* DATA SHOWN:
** begin **
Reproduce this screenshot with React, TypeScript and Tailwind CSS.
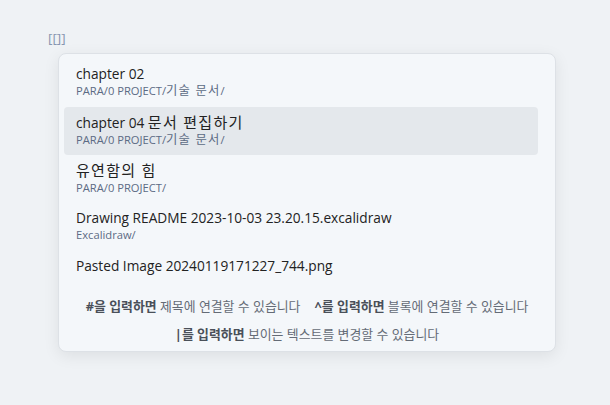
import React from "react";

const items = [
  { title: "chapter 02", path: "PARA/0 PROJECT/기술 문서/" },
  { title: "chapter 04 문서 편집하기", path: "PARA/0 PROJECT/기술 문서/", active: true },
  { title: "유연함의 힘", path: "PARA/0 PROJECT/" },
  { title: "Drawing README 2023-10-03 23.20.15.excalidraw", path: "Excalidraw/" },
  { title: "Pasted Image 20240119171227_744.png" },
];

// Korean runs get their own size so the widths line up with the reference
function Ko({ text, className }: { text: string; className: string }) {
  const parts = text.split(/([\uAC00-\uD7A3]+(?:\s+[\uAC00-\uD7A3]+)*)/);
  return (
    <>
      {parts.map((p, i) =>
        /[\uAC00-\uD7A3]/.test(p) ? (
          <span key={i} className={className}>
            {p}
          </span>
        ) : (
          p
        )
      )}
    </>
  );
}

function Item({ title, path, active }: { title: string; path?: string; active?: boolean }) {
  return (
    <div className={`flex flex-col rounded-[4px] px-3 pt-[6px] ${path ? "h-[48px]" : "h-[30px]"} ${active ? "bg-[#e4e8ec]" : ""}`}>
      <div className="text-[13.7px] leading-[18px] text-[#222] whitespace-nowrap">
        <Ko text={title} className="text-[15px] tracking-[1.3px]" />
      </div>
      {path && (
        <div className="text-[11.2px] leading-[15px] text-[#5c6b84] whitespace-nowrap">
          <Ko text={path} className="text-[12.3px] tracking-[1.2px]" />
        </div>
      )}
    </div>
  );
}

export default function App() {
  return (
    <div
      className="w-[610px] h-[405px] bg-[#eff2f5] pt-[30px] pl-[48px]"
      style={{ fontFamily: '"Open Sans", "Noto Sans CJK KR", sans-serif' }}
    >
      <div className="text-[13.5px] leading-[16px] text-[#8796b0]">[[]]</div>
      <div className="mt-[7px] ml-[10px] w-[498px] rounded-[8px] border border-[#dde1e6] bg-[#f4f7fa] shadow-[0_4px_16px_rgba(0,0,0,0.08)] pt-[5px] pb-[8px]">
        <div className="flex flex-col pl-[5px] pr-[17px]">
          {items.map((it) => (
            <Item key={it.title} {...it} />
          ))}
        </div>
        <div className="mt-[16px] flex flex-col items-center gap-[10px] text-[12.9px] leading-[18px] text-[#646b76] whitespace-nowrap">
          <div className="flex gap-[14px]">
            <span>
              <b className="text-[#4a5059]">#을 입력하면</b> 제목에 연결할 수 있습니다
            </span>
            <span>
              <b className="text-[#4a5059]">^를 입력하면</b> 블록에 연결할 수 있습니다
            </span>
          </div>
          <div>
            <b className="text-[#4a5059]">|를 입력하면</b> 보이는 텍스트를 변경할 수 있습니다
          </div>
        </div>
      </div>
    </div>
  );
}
** end **
* GOAL: Working from the lines above, reproduce the material exactly and exclude its pictures.

* EXPECTED OUTPUT:
Reproduce this screenshot with React, TypeScript and Tailwind CSS.
import React from "react";

const items = [
  { title: "chapter 02", path: "PARA/0 PROJECT/기술 문서/" },
  { title: "chapter 04 문서 편집하기", path: "PARA/0 PROJECT/기술 문서/", active: true },
  { title: "유연함의 힘", path: "PARA/0 PROJECT/" },
  { title: "Drawing README 2023-10-03 23.20.15.excalidraw", path: "Excalidraw/" },
  { title: "Pasted Image 20240119171227_744.png" },
];

// Korean runs get their own size so the widths line up with the reference
function Ko({ text, className }: { text: string; className: string }) {
  const parts = text.split(/([\uAC00-\uD7A3]+(?:\s+[\uAC00-\uD7A3]+)*)/);
  return (
    <>
      {parts.map((p, i) =>
        /[\uAC00-\uD7A3]/.test(p) ? (
          <span key={i} className={className}>
            {p}
          </span>
        ) : (
          p
        )
      )}
    </>
  );
}

function Item({ title, path, active }: { title: string; path?: string; active?: boolean }) {
  return (
    <div className={`flex flex-col rounded-[4px] px-3 pt-[6px] ${path ? "h-[48px]" : "h-[30px]"} ${active ? "bg-[#e4e8ec]" : ""}`}>
      <div className="text-[13.7px] leading-[18px] text-[#222] whitespace-nowrap">
        <Ko text={title} className="text-[15px] tracking-[1.3px]" />
      </div>
      {path && (
        <div className="text-[11.2px] leading-[15px] text-[#5c6b84] whitespace-nowrap">
          <Ko text={path} className="text-[12.3px] tracking-[1.2px]" />
        </div>
      )}
    </div>
  );
}

export default function App() {
  return (
    <div
      className="w-[610px] h-[405px] bg-[#eff2f5] pt-[30px] pl-[48px]"
      style={{ fontFamily: '"Open Sans", "Noto Sans CJK KR", sans-serif' }}
    >
      <div className="text-[13.5px] leading-[16px] text-[#8796b0]">[[]]</div>
      <div className="mt-[7px] ml-[10px] w-[498px] rounded-[8px] border border-[#dde1e6] bg-[#f4f7fa] shadow-[0_4px_16px_rgba(0,0,0,0.08)] pt-[5px] pb-[8px]">
        <div className="flex flex-col pl-[5px] pr-[17px]">
          {items.map((it) => (
            <Item key={it.title} {...it} />
          ))}
        </div>
        <div className="mt-[16px] flex flex-col items-center gap-[10px] text-[12.9px] leading-[18px] text-[#646b76] whitespace-nowrap">
          <div className="flex gap-[14px]">
            <span>
              <b className="text-[#4a5059]">#을 입력하면</b> 제목에 연결할 수 있습니다
            </span>
            <span>
              <b className="text-[#4a5059]">^를 입력하면</b> 블록에 연결할 수 있습니다
            </span>
          </div>
          <div>
            <b className="text-[#4a5059]">|를 입력하면</b> 보이는 텍스트를 변경할 수 있습니다
          </div>
        </div>
      </div>
    </div>
  );
}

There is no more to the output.